Sebastian Schreiber:

  1. IT-Sicherheitskompetenz: Lassen Sie sich auf die uns täglich begleitenden Technologien ein und versuchen Sie, diese wirklich zu verstehen. Dann ist es sehr viel schwerer, Sie zu hacken, denn der menschliche Faktor ist hier immer eine sehr große Schwachstelle. Das ist eine Herausforderung der heutigen Zeit, der wir uns alle stellen müssen. Ich empfehle Neugier, Interesse, und fragen, fragen, fragen! Gemäß Immanuel Kants Definition der Aufklärung möchte ich zu einer Auf­klä­rung 2.0 aufrufen: Wir brauchen den Ausgang des Menschen aus seiner selbstverschuldeten IT-Unmündigkeit!

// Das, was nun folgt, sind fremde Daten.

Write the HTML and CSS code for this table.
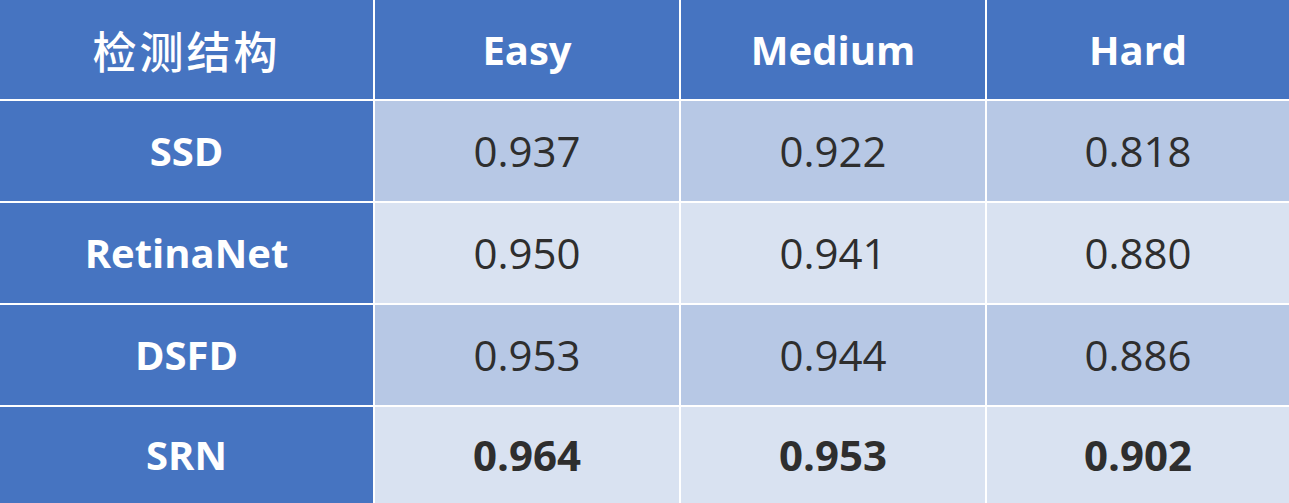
FILE: index.html
```html
<!DOCTYPE html>
<html lang="zh">
<head>
<meta charset="utf-8">
<title>检测结构</title>
<link rel="stylesheet" href="styles.css">
</head>
<body>
<div class="table">
  <div class="cell head cjk">检测结构</div>
  <div class="cell head">Easy</div>
  <div class="cell head">Medium</div>
  <div class="cell head">Hard</div>

  <div class="cell label">SSD</div>
  <div class="cell odd">0.937</div>
  <div class="cell odd">0.922</div>
  <div class="cell odd">0.818</div>

  <div class="cell label">RetinaNet</div>
  <div class="cell even">0.950</div>
  <div class="cell even">0.941</div>
  <div class="cell even">0.880</div>

  <div class="cell label">DSFD</div>
  <div class="cell odd">0.953</div>
  <div class="cell odd">0.944</div>
  <div class="cell odd">0.886</div>

  <div class="cell label">SRN</div>
  <div class="cell even best">0.964</div>
  <div class="cell even best">0.953</div>
  <div class="cell even best">0.902</div>
</div>
</body>
</html>
```

FILE: styles.css
```css
html, body {
  margin: 0;
  padding: 0;
  background: #ffffff;
}

.table {
  width: 1289px;
  height: 503px;
  display: grid;
  grid-template-columns: 373px 304px 304px 1fr;
  grid-template-rows: 99px 100px 100px 100px 1fr;
  gap: 2px;
  background: #ffffff;
  font-family: "Open Sans", "Liberation Sans", sans-serif;
}

.cell {
  display: flex;
  align-items: center;
  justify-content: center;
  font-size: 42px;
  color: #2e2e2e;
  line-height: 1;
}

.head,
.label {
  background: #4674c1;
  color: #ffffff;
  font-weight: 700;
  font-size: 40px;
}

.cjk {
  font-family: "Noto Sans CJK SC", "Noto Sans", sans-serif;
  font-weight: 500;
  font-size: 44px;
  letter-spacing: 3px;
}

.odd {
  background: #b7c8e5;
}

.even {
  background: #d9e2f1;
}

.best {
  font-weight: 700;
}
```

  2. Dauerbrenner Passwortsicherheit: Hier heißt die Lösung längere Passphrasen und vor allem Zwei-Faktor-Authentifizierung, denn einer reicht nicht aus. Es kommt sehr häufig vor, dass schwache Passwörter ohne Zwei-Faktor-Authentifizierung die Schlüssel zu ernsten Sicherheitsvorfällen sind.
  3. „Hygiene“: Systeme sollten elegant konfiguriert sein: Wo habe ich meine Passwörter hinterlegt? Wo gibt es überhaupt Passwörter, wo gibt es Zertifikate? Das wird immer komplizierter, deswegen sollte man da aufräumen und Applikationen sowie Vertrauensstellungen, die man nicht benötigt, deaktivieren, damit es halb­wegs beherrschbar ist.

Pentest Blog: Vielen Dank, Herr Schreiber, für das aufschlussreiche Gespräch, und ein erfolgreiches Jahr 2024!